But first, some context: Today it's common knowledge that the Russian government and the old Communist Party nomenklatura are tied in with the thousands of criminal gangs now operating in Russia--gangs run by hundreds of individual bosses and which, according to Western intelligence agencies, have morphed into some 200 global conglomerates. We also know that the structure and character of these organizations is radically different from the traditional Italian mafia as we understand it--much more fluid, less hierarchical, and far more ruthless. (And far more mobile: According to Raymond Kerr, who runs the FBI's Russian mob squad in New York, "Our contacts with foreign law enforcement agencies are off the charts.")
But back in 1994 it was still a shock to hear no less a figure than Russian President Boris Yeltsin--who later faced allegations of serious corruption himself--publicly refer to his country as the "superpower of crime" and the "biggest mafia state in the world." Sure enough, Trans World soon found itself swept up in a swirl of charges and countercharges involving alleged criminal acts. In the spring of that year, both Lev and his brother fled to Israel, as did Michael's old friend Anton Malevsky, whom Russia's Interior Minister would later peg as a "leader" of the Izmailovo crime family, one of the country's oldest, biggest, and most vicious groups. Lev and Michael settled a few hundred feet apart, in villas outside Tel Aviv. Though Lev continued to oversee operations from abroad, it was more than four years before he returned to Russia.

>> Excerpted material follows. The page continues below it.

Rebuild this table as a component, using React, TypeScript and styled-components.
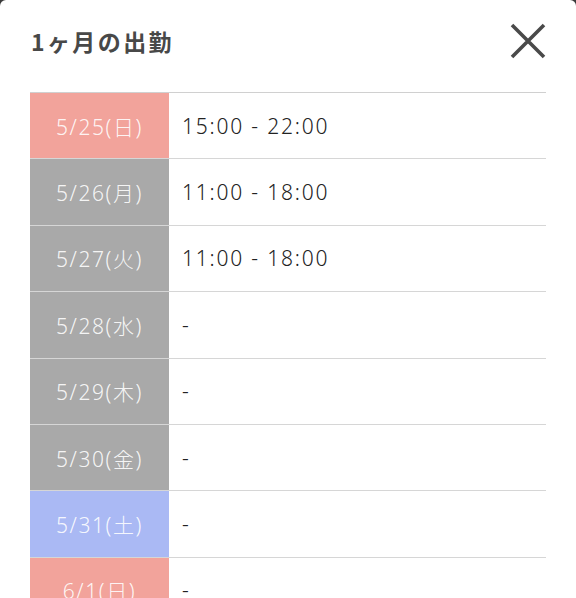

Michael never did. (Malevsky was later deported, and Israel is now preparing to boot Michael as well.)
Lev, like some Tolstoyan consumptive, blames his departure for the Holy Land on a serious "illness" for which his doctor suggested a "change of climate." (Lev's second brother, David, who lives near Brighton Beach, Brooklyn, thinks different: "Michael and Lev were afraid of arrest, although they did nothing wrong," he says.) Whatever the Chernoys' motives, that fall Trans World received a second blow: The manager at the Krasnoyarsk plant suddenly declared that nearly 20% of Trans World's stock in the plant had been bought improperly--and without further ado, he simply refused to recognize it as a legal holding.
That act triggered headlines all over the world, whipping up the worst fears of foreign investors who were already sensing that Russia's move to a market economy would be more problematic than first advertised. And while the share erasure was by no means the end of the Reubens--their other holdings continued to funnel millions into Simon's labyrinth--it temporarily loosened their stranglehold on Krasnoyarsk, and represented the first real challenge to the power they and the Chernoys had been consolidating for two years.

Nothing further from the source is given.